Exercise goal: Count the lines in the entries below that include the word "Convert". Give nothing but the number.

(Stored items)
.....
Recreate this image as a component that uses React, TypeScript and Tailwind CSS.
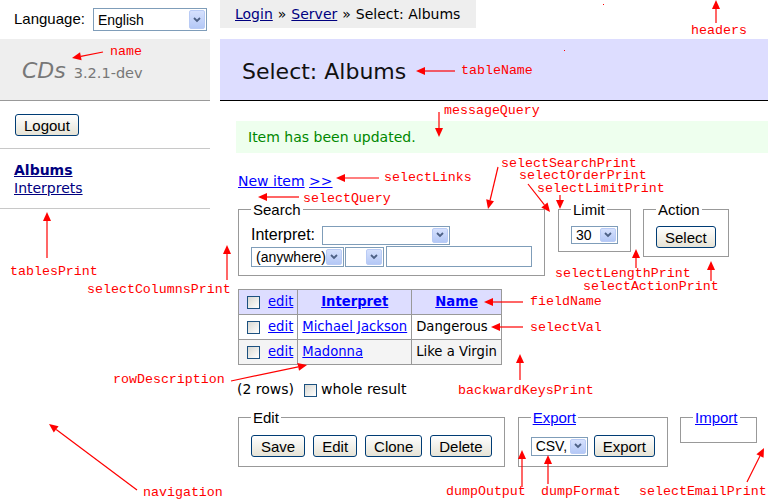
import React from 'react';

const sans = "font-['Liberation_Sans',Arial,sans-serif]";

const Chevron = () => (
  <svg width="8" height="6" viewBox="0 0 8 6">
    <path d="M1 1 L4 4 L7 1" stroke="#4d6185" strokeWidth="1.8" fill="none" />
  </svg>
);

const Select = ({ text, className }: { text?: string; className: string }) => (
  <div className={`flex items-stretch border border-[#7f9db9] bg-white p-px ${sans} text-[14px] ${className}`}>
    <span className="flex-1 flex items-center pl-[3px] leading-none overflow-hidden whitespace-nowrap">{text}</span>
    <span className="w-[16px] rounded-[2px] border border-[#b9cbf5] bg-linear-to-b from-[#d6e1fd] to-[#b4c8f6] flex items-center justify-center">
      <Chevron />
    </span>
  </div>
);

const Button = ({ children, className = '' }: { children: React.ReactNode; className?: string }) => (
  <button
    className={`h-[22px] px-[8px] border border-[#003c74] rounded-[3px] bg-linear-to-b from-white to-[#e6e3d6] ${sans} text-[15px] leading-none text-black ${className}`}
  >
    {children}
  </button>
);

const Checkbox = () => (
  <span className="inline-block w-[13px] h-[13px] border border-[#1c5180] bg-linear-to-br from-[#d8d8d2] to-white align-middle" />
);

const Fieldset = ({
  legend,
  className = '',
  children,
}: {
  legend: React.ReactNode;
  className?: string;
  children?: React.ReactNode;
}) => (
  <fieldset className={`border border-[#999] px-[12px] pt-[8px] ${className}`}>
    <legend className={`px-[2px] ${sans} text-[15px] leading-[17px]`}>{legend}</legend>
    {children}
  </fieldset>
);

const notes: [string, number, number][] = [
  ['name', 110, 52],
  ['headers', 691, 31],
  ['tableName', 461, 71],
  ['messageQuery', 444, 111],
  ['selectSearchPrint', 501, 164],
  ['selectOrderPrint', 519, 176],
  ['selectLimitPrint', 537, 189],
  ['selectLinks', 384, 178],
  ['selectQuery', 303, 199],
  ['tablesPrint', 10, 272],
  ['selectColumnsPrint', 87, 290],
  ['selectLengthPrint', 555, 274],
  ['selectActionPrint', 583, 287],
  ['fieldName', 530, 302],
  ['selectVal', 530, 328],
  ['rowDescription', 113, 380],
  ['backwardKeysPrint', 458, 391],
  ['navigation', 143, 493],
  ['dumpOutput', 446, 492],
  ['dumpFormat', 541, 492],
  ['selectEmailPrint', 639, 492],
];

const arrows = [
  [103, 52, 72, 58],
  [716, 23, 716, 0],
  [455, 71, 416, 71],
  [439, 112, 439, 137],
  [498, 167, 488, 209],
  [528, 184, 550, 212],
  [560, 195, 560, 209],
  [379, 178, 336, 178],
  [299, 197, 258, 197],
  [47, 258, 47, 212],
  [227, 280, 227, 245],
  [636, 268, 636, 249],
  [711, 281, 711, 261],
  [523, 302, 484, 302],
  [523, 327, 491, 327],
  [231, 381, 307, 365],
  [520, 380, 520, 354],
  [137, 490, 49, 424],
  [522, 487, 522, 450],
  [548, 484, 548, 455],
  [747, 482, 764, 448],
];

const Arrow = ({ a }: { a: number[] }) => {
  const [x1, y1, x2, y2] = a;
  const ang = Math.atan2(y2 - y1, x2 - x1);
  const c = Math.cos(ang);
  const s = Math.sin(ang);
  const bx = x2 - 9 * c;
  const by = y2 - 9 * s;
  const pts = `${x2},${y2} ${bx - 4 * s},${by + 4 * c} ${bx + 4 * s},${by - 4 * c}`;
  return (
    <g>
      <line x1={x1} y1={y1} x2={bx} y2={by} stroke="#f00" strokeWidth="1.2" />
      <polygon points={pts} fill="#f00" />
    </g>
  );
};

const Sidebar = () => (
  <aside className="w-[210px] shrink-0">
    <div className="h-[39px] flex items-center pl-[14px] gap-[8px]">
      <span className={`${sans} text-[15px]`}>Language:</span>
      <Select text="English" className="w-[114px] h-[23px]" />
    </div>
    <div className="h-[62px] bg-[#eee] border-b border-[#999] pl-[22px] pt-[21px] flex items-baseline gap-[8px] text-[#777] leading-none">
      <span className="italic text-[22px]">CDs</span>
      <span className="text-[14.5px]">3.2.1-dev</span>
    </div>
    <div className="h-[48px] pt-[13px] pl-[15px] border-b border-[#c8c8c8]">
      <Button>Logout</Button>
    </div>
    <div className="h-[60px] pt-[12px] pl-[14px] border-b border-[#c8c8c8] leading-[18px] text-[14px]">
      <a className="block font-bold text-[#000080] underline">Albums</a>
      <a className="block text-[#000080] underline">Interprets</a>
    </div>
  </aside>
);

const Main = () => (
  <main className="ml-[10px] flex-1">
    <div className="inline-flex h-[28px] items-center bg-[#eee] pl-[15px] pr-[16px]">
      <a className="text-[#000080] underline">Login</a>
      <span className="mx-[5px]">»</span>
      <a className="text-[#000080] underline">Server</a>
      <span className="mx-[5px]">»</span>
      <span>Select: Albums</span>
    </div>
    <h2 className="mt-[11px] h-[62px] bg-[#ddf] border-b border-black pl-[22px] pt-[3px] flex items-center text-[22px] text-[#111]">
      Select: Albums
    </h2>
    <div className="mt-[20px] ml-[16px] h-[32px] bg-[#efe] text-[#080] pl-[12px] flex items-center">
      Item has been updated.
    </div>
    <p className="mt-[20px] ml-[18px] leading-[16px] text-[#00f]">
      <a className="underline">New item</a> <a className="underline">&gt;&gt;</a>
    </p>

    <div className="ml-[18px] mt-[12px] flex items-start">
      <Fieldset legend="Search" className="w-[304px] pb-[8px]">
        <div className="flex items-center gap-[7px] h-[18px]">
          <span className={`${sans} text-[16px] leading-none`}>Interpret:</span>
          <Select className="w-[128px] h-[19px]" />
        </div>
        <div className="mt-[2px] flex items-center">
          <Select text="(anywhere)" className="w-[93px] h-[20px]" />
          <Select className="w-[39px] h-[20px] ml-px" />
          <div className="w-[146px] h-[21px] ml-[2px] border border-[#7f9db9] bg-white" />
        </div>
      </Fieldset>
      <Fieldset legend="Limit" className="w-[73px] ml-[13px] pb-[7px]">
        <Select text="30" className="w-[47px] h-[18px]" />
      </Fieldset>
      <Fieldset legend="Action" className="w-[86px] ml-[12px] pb-[7px]">
        <Button>Select</Button>
      </Fieldset>
    </div>

    <table className="ml-[18px] mt-[13px] border-collapse border border-[#999] leading-[16px] text-[13.2px]">
      <thead>
        <tr className="bg-[#ddf]">
          <td className="border border-[#999] px-[4px] py-[4px]">
            <span className="ml-[4px] mr-[8px]"><Checkbox /></span>
            <a className="text-[#00f] underline">edit</a>
          </td>
          <th className="border border-[#999] px-[4px] py-[4px] text-center">
            <a className="text-[#00f] underline">Interpret</a>
          </th>
          <th className="border border-[#999] px-[4px] py-[4px] text-center">
            <a className="text-[#00f] underline">Name</a>
          </th>
        </tr>
      </thead>
      <tbody>
        <tr>
          <td className="border border-[#999] px-[4px] py-[4px]">
            <span className="ml-[4px] mr-[8px]"><Checkbox /></span>
            <a className="text-[#00f] underline">edit</a>
          </td>
          <td className="border border-[#999] px-[4px] py-[4px]">
            <a className="text-[#00f] underline">Michael Jackson</a>
          </td>
          <td className="border border-[#999] px-[4px] py-[4px]">Dangerous</td>
        </tr>
        <tr className="bg-[#f4f4f4]">
          <td className="border border-[#999] px-[4px] py-[4px]">
            <span className="ml-[4px] mr-[8px]"><Checkbox /></span>
            <a className="text-[#00f] underline">edit</a>
          </td>
          <td className="border border-[#999] px-[4px] py-[4px]">
            <a className="text-[#00f] underline">Madonna</a>
          </td>
          <td className="border border-[#999] px-[4px] py-[4px]">Like a Virgin</td>
        </tr>
      </tbody>
    </table>

    <p className="ml-[17px] mt-[16px] leading-[16px] flex items-center">
      <span>(2 rows)</span>
      <span className="ml-[10px]"><Checkbox /></span>
      <span className="ml-[4px]">whole result</span>
    </p>

    <div className="ml-[18px] mt-[12px] flex items-start">
      <Fieldset legend="Edit" className="w-[266px] pt-[9px] pb-[9px]">
        <div className="flex gap-[8px]">
          <Button className="px-[9px]">Save</Button>
          <Button>Edit</Button>
          <Button>Clone</Button>
          <Button>Delete</Button>
        </div>
      </Fieldset>
      <Fieldset legend={<a className="text-[#00f] underline">Export</a>} className="w-[149px] ml-[13px] pt-[9px] pb-[9px]">
        <div className="flex items-center gap-[6px]">
          <Select text="CSV," className="w-[57px] h-[19px]" />
          <Button>Export</Button>
        </div>
      </Fieldset>
      <Fieldset legend={<a className="text-[#00f] underline">Import</a>} className="w-[77px] ml-[12px] pb-[8px]">
        <div className="h-0" />
      </Fieldset>
    </div>
  </main>
);

export default function App() {
  return (
    <div className="relative w-[768px] h-[499px] overflow-hidden bg-white text-black text-[14px] font-['DejaVu_Sans',Verdana,sans-serif]">
      <div className="flex">
        <Sidebar />
        <Main />
      </div>

      <svg className="absolute inset-0 pointer-events-none" width="768" height="499">
        {arrows.map((a, i) => (
          <Arrow key={i} a={a} />
        ))}
        <rect x="603" y="4" width="1" height="1" fill="#f00" />
        <rect x="564" y="50" width="1" height="1" fill="#f00" />
      </svg>
      {notes.map(([t, x, y]) => (
        <span
          key={t}
          className="absolute text-[#f00] text-[13.3px] leading-[10px] font-['Liberation_Mono','Courier_New',monospace] whitespace-nowrap"
          style={{ left: x, top: y - 5 }}
        >
          {t}
        </span>
      ))}
    </div>
  );
}
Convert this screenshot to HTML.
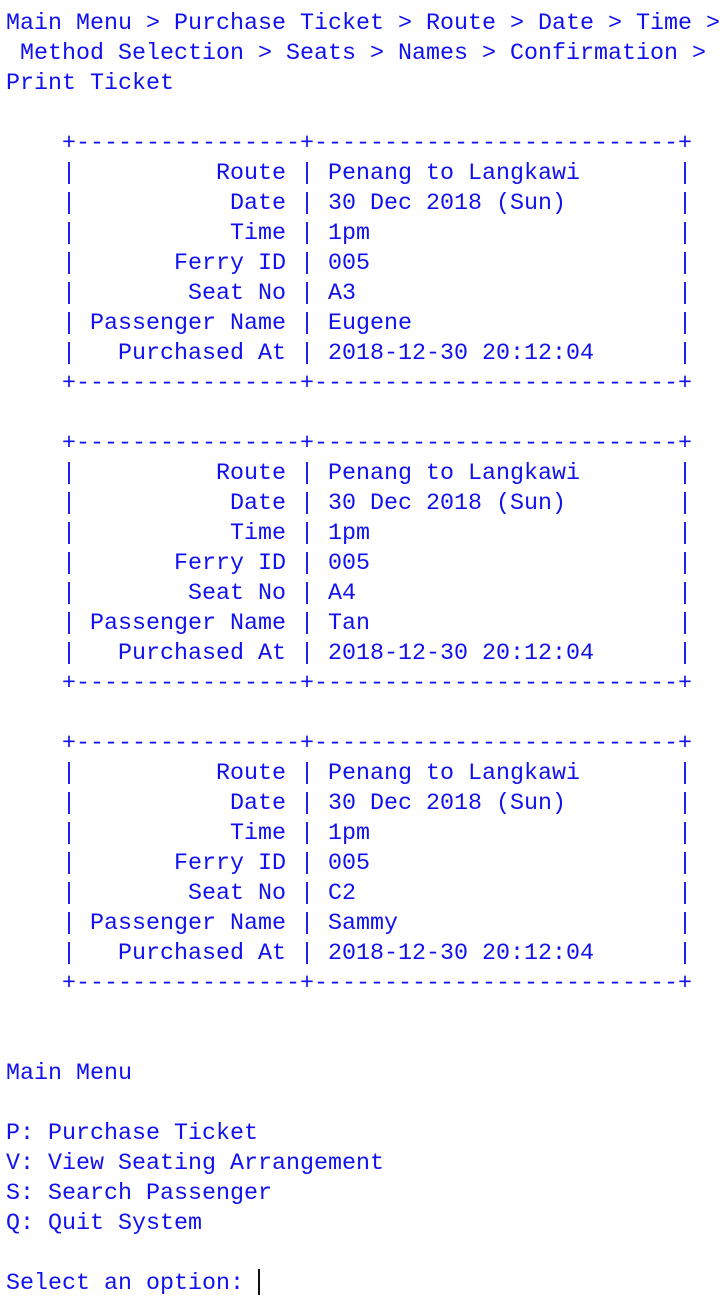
<!DOCTYPE html>
<html><head><meta charset="utf-8"><style>
html,body{margin:0;padding:0;background:#fff;width:726px;height:1294px;overflow:hidden}
pre{margin:0;position:absolute;left:6px;top:9px;font-family:"Liberation Mono",monospace;font-size:23.33px;line-height:30px;color:#1010f0;white-space:pre}
.cur{display:inline-block;width:2px;height:26px;background:#111;vertical-align:-6px}
</style></head><body><pre>Main Menu &gt; Purchase Ticket &gt; Route &gt; Date &gt; Time &gt;
 Method Selection &gt; Seats &gt; Names &gt; Confirmation &gt;
Print Ticket

    +----------------+--------------------------+
    |          Route | Penang to Langkawi       |
    |           Date | 30 Dec 2018 (Sun)        |
    |           Time | 1pm                      |
    |       Ferry ID | 005                      |
    |        Seat No | A3                       |
    | Passenger Name | Eugene                   |
    |   Purchased At | 2018-12-30 20:12:04      |
    +----------------+--------------------------+

    +----------------+--------------------------+
    |          Route | Penang to Langkawi       |
    |           Date | 30 Dec 2018 (Sun)        |
    |           Time | 1pm                      |
    |       Ferry ID | 005                      |
    |        Seat No | A4                       |
    | Passenger Name | Tan                      |
    |   Purchased At | 2018-12-30 20:12:04      |
    +----------------+--------------------------+

    +----------------+--------------------------+
    |          Route | Penang to Langkawi       |
    |           Date | 30 Dec 2018 (Sun)        |
    |           Time | 1pm                      |
    |       Ferry ID | 005                      |
    |        Seat No | C2                       |
    | Passenger Name | Sammy                    |
    |   Purchased At | 2018-12-30 20:12:04      |
    +----------------+--------------------------+


Main Menu

P: Purchase Ticket
V: View Seating Arrangement
S: Search Passenger
Q: Quit System

Select an option: <span class="cur"></span></pre></body></html>
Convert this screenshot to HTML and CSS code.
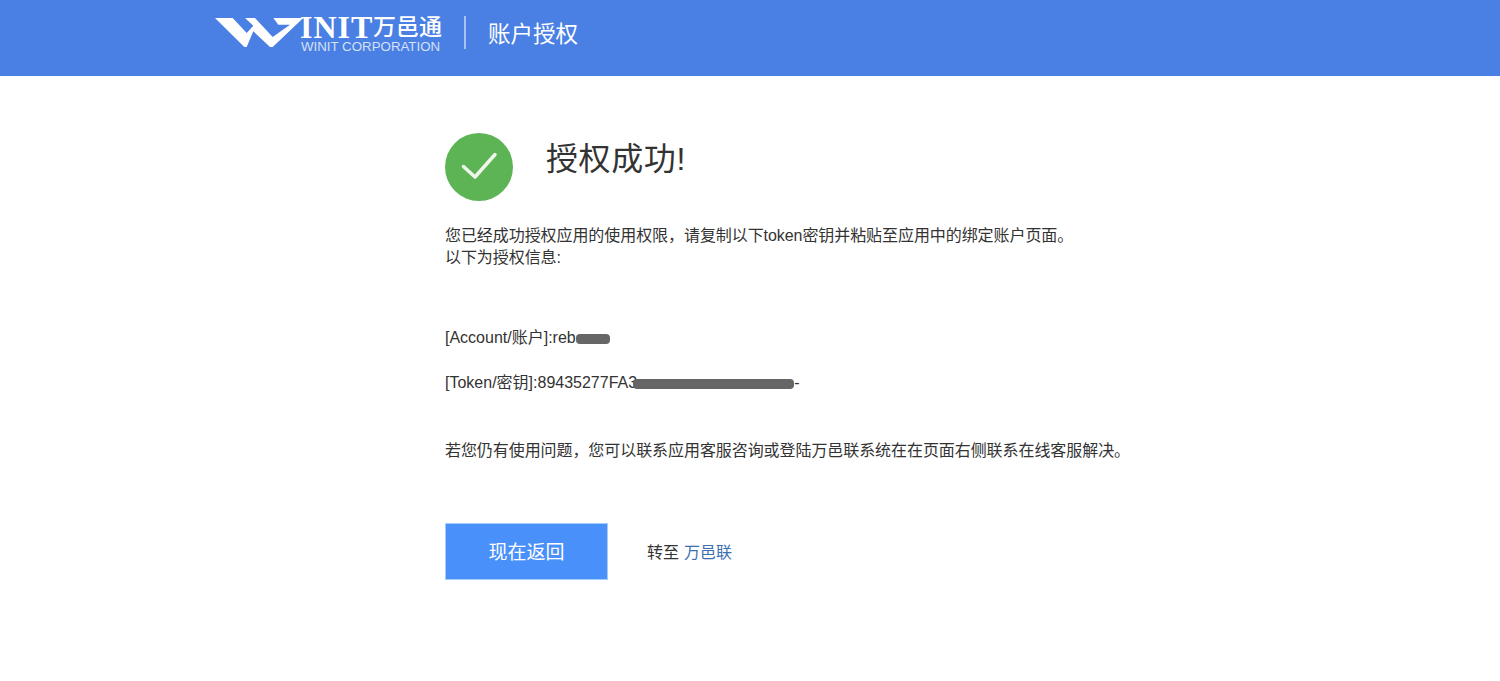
FILE: index.html
```html
<!DOCTYPE html>
<html lang="zh-CN">

<head>
    <meta charset="UTF-8">
    <title>账户授权</title>
    <link rel="stylesheet" href="styles.css">
</head>

<body>
    <div class="header">
        <div class="logo">
            <svg class="logo_mark" width="89" height="30" viewBox="0 0 89 30">
                <path fill="#fff" d="M0 0H17.700L31.700 15L38.300 7.700L30 0H40L57.700 19L75 6.700H63.300L58.300 0H88.300L57.700 29H55L38.300 13.300L31.700 29H29.300Z" />
            </svg>
            <div class="logo_text">
                <div class="logo_top"><span class="logo_init">INIT</span><span class="logo_cn">万邑通</span></div>
                <div class="logo_en">WINIT CORPORATION</div>
            </div>
        </div>
        <div class="line"></div>
        <div class="title">账户授权</div>
    </div>

    <div class="main">
        <div class="result">
            <svg class="ok" width="68" height="68" viewBox="0 0 68 68">
                <circle cx="34" cy="34" r="34" fill="#5cb455" />
                <path d="M18.500 33.500L30 44L50 21.500" fill="none" stroke="#eef6ec" stroke-width="3.500" stroke-linecap="round" stroke-linejoin="round" />
            </svg>
            <h1>授权成功!</h1>
        </div>

        <p class="info">您已经成功授权应用的使用权限，请复制以下token密钥并粘贴至应用中的绑定账户页面。<br>以下为授权信息:</p>

        <p class="row account">[Account/账户]:reb<span class="mask mask1"></span></p>
        <p class="row token">[Token/密钥]:89435277FA3<span class="mask mask2"></span>-</p>

        <p class="help">若您仍有使用问题，您可以联系应用客服咨询或登陆万邑联系统在在页面右侧联系在线客服解决。</p>

        <div class="actions">
            <button>现在返回</button>
            <span class="goto">转至<a href="#">万邑联</a></span>
        </div>
    </div>
</body>

</html>
```

FILE: styles.css
```css
* {
    margin: 0;
    padding: 0;
    box-sizing: border-box;
}

body {
    font-family: "Liberation Sans", "Noto Sans CJK SC", sans-serif;
    font-size: 16px;
    color: #333;
    background-color: #fff;
}

.header {
    display: flex;
    align-items: center;
    height: 76px;
    padding-left: 215px;
    padding-bottom: 11px;
    background-color: #4a7fe3;
    color: #fff;
}

.logo {
    display: flex;
    align-items: flex-start;
    width: 226px;
    height: 38px;
    margin-top: 3px;
}

.logo_mark {
    flex: none;
    margin-top: 3px;
}

.logo_text {
    margin-left: -4px;
}

.logo_top {
    display: flex;
    align-items: center;
    height: 24px;
    white-space: nowrap;
}

.logo_init {
    width: 73px;
    font-family: "Liberation Serif", serif;
    font-weight: bold;
    font-size: 32px;
    line-height: 24px;
    letter-spacing: 1px;
}

.logo_cn {
    font-size: 23px;
    line-height: 24px;
    font-weight: 500;
}

.logo_en {
    margin-left: 1px;
    margin-top: 1px;
    font-size: 13.300px;
    line-height: 14px;
    white-space: nowrap;
    color: #d5e1f8;
}

.line {
    width: 2px;
    height: 33px;
    margin-left: 23px;
    background-color: #a9c3f0;
}

.title {
    margin-left: 22px;
    margin-bottom: 2px;
    font-size: 22.500px;
}

.main {
    padding: 57px 0 0 445px;
}

.result {
    display: flex;
    align-items: flex-start;
    height: 68px;
}

.result h1 {
    margin-left: 33px;
    margin-top: 3px;
    font-size: 32px;
    line-height: 46px;
    font-weight: normal;
    letter-spacing: 0.6px;
}

.info {
    margin-top: 24px;
    line-height: 22px;
    letter-spacing: -0.07px;
}

.row {
    line-height: 22px;
}

.account {
    margin-top: 58px;
}

.token {
    margin-top: 23px;
}

.mask {
    display: inline-block;
    height: 10px;
    vertical-align: -1px;
    border-radius: 4px;
    background-color: #666;
    filter: blur(0.7px);
}

.mask1 {
    width: 34px;
}

.mask2 {
    width: 161px;
    margin-left: -4px;
}

.help {
    margin-top: 46px;
    line-height: 22px;
    letter-spacing: -0.07px;
}

.actions {
    display: flex;
    align-items: center;
    margin-top: 61px;
}

button {
    width: 163px;
    height: 57px;
    padding-bottom: 2px;
    border: 1px solid #a6cbfd;
    background-color: #4a90fa;
    color: #fff;
    font-family: inherit;
    font-size: 19px;
}

.goto {
    margin-left: 39px;
    margin-bottom: 2px;
}

.goto a {
    margin-left: 5px;
    color: #3c6fb0;
    text-decoration: none;
}
```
.....
Output of the exercise: 2